Avec la remontée des taux court US cette stratégie n'est plus aussi rentable. Historiquement, l'attente d'un durcissement de la politique monétaire US se traduit toujours par un rapatriement de capitaux des émergents vers les US. L'épisode actuel n'échappe pas à cette régularité. Cela accentue la hausse du dollar et réduit la liquidité des pays émergents. Cette situation est contraignante car l'absence de liquidité provoque une hausse de taux d'intérêt. Le niveau de ces derniers n'est plus du tout une source de rendement supplémentaire mais reflète un risque fort que les investisseurs ne veulent plus prendre.

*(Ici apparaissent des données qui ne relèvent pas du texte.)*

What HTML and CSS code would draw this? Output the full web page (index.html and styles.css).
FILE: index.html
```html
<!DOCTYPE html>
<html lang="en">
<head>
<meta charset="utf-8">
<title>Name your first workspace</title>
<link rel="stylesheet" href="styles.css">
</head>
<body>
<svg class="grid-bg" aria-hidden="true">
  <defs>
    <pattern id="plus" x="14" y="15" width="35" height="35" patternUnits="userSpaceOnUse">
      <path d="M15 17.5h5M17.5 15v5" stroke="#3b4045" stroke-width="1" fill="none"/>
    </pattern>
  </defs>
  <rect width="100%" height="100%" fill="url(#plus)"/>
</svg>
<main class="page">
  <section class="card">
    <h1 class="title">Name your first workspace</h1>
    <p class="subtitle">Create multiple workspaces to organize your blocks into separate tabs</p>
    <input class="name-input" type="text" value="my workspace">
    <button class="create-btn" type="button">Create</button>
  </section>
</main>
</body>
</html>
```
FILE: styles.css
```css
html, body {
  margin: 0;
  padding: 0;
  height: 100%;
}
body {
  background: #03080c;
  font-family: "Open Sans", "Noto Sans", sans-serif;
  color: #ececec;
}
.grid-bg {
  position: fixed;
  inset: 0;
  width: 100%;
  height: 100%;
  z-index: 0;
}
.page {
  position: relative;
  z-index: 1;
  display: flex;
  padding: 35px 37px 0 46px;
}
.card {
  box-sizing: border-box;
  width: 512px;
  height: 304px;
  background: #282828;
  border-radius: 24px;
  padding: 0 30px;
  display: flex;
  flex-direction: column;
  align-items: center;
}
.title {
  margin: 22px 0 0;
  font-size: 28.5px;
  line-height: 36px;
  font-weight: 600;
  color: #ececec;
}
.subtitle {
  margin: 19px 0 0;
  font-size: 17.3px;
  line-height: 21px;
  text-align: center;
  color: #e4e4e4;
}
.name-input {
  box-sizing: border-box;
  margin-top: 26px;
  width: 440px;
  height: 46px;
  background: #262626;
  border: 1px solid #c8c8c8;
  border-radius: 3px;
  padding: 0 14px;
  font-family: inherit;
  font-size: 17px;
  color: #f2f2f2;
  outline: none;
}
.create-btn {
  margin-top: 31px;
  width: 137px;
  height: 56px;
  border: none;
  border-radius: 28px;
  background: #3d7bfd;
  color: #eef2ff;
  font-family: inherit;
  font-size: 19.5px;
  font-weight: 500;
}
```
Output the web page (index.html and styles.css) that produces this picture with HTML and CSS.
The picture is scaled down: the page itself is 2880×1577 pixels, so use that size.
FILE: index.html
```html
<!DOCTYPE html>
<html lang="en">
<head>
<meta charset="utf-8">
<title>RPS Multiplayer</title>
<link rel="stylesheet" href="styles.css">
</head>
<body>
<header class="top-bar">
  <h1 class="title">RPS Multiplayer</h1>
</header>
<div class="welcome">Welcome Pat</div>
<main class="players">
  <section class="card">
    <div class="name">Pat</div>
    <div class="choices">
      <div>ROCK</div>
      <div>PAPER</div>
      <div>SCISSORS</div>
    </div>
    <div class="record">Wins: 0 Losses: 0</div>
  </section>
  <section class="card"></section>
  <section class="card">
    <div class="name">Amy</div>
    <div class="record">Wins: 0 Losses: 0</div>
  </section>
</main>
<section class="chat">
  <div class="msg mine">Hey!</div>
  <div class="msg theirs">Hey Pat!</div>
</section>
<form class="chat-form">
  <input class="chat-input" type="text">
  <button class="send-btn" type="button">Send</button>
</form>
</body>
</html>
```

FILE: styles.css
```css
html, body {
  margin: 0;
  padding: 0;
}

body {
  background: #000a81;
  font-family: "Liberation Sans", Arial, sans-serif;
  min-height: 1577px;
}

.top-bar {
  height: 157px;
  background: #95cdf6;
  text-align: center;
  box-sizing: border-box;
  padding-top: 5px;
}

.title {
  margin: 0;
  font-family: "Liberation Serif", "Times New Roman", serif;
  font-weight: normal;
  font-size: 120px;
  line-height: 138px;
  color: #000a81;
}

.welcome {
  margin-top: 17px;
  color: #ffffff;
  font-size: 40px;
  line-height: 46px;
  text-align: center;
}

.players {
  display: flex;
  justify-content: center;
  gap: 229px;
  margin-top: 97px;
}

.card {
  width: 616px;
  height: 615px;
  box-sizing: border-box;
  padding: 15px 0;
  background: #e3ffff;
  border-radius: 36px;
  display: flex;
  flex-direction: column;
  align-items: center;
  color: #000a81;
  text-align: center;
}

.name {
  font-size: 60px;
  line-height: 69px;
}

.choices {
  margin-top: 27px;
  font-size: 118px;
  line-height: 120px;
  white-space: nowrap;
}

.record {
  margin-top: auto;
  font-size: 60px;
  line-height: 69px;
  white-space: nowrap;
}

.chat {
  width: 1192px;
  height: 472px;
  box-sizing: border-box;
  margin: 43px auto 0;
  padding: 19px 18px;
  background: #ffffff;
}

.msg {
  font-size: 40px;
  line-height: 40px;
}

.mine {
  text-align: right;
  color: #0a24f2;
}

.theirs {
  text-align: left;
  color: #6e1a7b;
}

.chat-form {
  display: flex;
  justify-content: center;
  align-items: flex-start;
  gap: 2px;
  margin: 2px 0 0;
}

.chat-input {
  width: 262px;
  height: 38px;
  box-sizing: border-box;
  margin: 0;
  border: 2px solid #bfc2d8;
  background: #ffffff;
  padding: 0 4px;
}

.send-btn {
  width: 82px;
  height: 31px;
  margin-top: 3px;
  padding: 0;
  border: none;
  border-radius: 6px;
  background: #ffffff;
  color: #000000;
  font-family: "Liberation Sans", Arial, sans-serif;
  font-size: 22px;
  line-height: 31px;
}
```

Pour les pays ayant un déficit fort de leur compte courant et un endettement élevé en dollar, la situation est vite devenue intenable. La Turquie, l'Argentine ou encore l'Afrique du sud et quelques autres se sont donc retrouvées au centre d'un véritable cyclone mais chacun pour des raisons différentes. Il n'y a pas eu franchement de contagion mais avant tout un changement de l'équilibre global qui a obligé à reconsidérer la situation de chaque pays émergent.

Quels sont les risques de voir le phénomène prendre de l'ampleur ? La trajectoire en cours peut-elle être corrigée avant une forte dégradation de la conjoncture mondiale ? 

Pour l'instant l'activité reste plutôt robuste et cela limite les risques de propagation. Les pays d'Asie notamment tiennent le choc et c'est un signal fort. En revanche pour les pays qui connaissent un fort endettement en dollar les indicateurs d'activité (enquêtesauprès des chefs d'entreprise du type Markit) s'effondrent. C'est le cas de la Turquie ou de l'Afrique du sud (il n'y a pas ces enquêtes en Argentine).  Cela va provoquer des ajustements macroéconomiques forts et pénaliser la dynamique de chacun de ces pays. Le risque est de modifier en profondeur les anticipations et les comportements.

Par ailleurs et jusqu'à présent les pays développés vont plutôt bien et sont pour l'ensemble de ces pays une source de stabilité. C'est aussi le rôle de la Chine qui continue d'avoir une croissance solide. Il ne faudrait pas qu'un choc négatif sur l'activité affecte ces pays. Ce serait dramatique pour les émergents pour qui les pays développés sont des marchés d'exportation très importants. Leur activité alors ralentirait vivement alors que les conditions financières seraient dégradées. Ce serait un risque de récession fort et une spirale négative de l'activité.

Quels sont les risques de voir cette crise en formation venir toucher un marché européen et français déjà confronté à un ralentissement économique en comparaison de l'année 2017 ? L'anxiété est-elle de retour sur le continent européen comme semble le montrer les derniers indices PMI qui indiquent un tassement de la confiance des entreprises pour les prochains mois ? 

Ces situations ne sont pas défavorables aux pays développés. Les capitaux s'y réfugient et la concurrence s'y fait moins forte en cas de crise dans les émergents. En moyenne de 1998 à 2000, la croissance de la zone Euro a été de 3.2% et celle de la France de 3.7%. Pourtant la crise en Asie battait son plein. Il faut bien séparer le risque spécifique à la dynamique européenne et sa croissance potentielle qui s'est réduite et un éventuel effet de contagion qui ne s'est pas révélé très fort par le passé.